Diffusion of Charged Particles in Chaotic Magnetic Fields

Diffusion of charged particles across magnetic field lines is routinely observed in laboratory and space plasmas. For example, there are well documented observations on cross-field diffusion of solar cosmic rays. In theoretical studies on cross-field transport, an irregular component, prescribed in an {\it ad hoc} fashion, is added to the background magnetic field to induce spatial diffusion. In contrast, we determine the magnetic fields from prescribed regular current configurations. We consider asymmetric, spatially nonlinear, three-dimensional steady state magnetic fields generated by currents flowing in circular loops and straight lines.

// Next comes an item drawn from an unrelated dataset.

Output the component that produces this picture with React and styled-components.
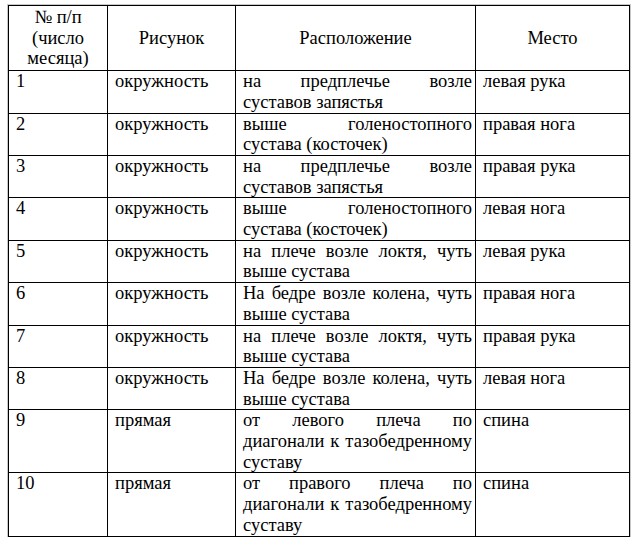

The magnetic fields are completely deterministic and, for certain range of parameters, chaotic. The motion of charged particles in these magnetic fields is determined using the Lorentz equation. We find that a chaotic magnetic field does not necessarily imply chaotic particle motion. In fact, the particle motion can be quasiperiodic with no associated cross-field transport. However, a particle moving in a deterministic, spatially nonlinear magnetic field superposed on a uniform background magnetic field can undergo spatial transport. Hence, fields generated by simple current configurations can lead to cross-field diffusion. An analysis of magnetic field lines and particle diffusion will be presented.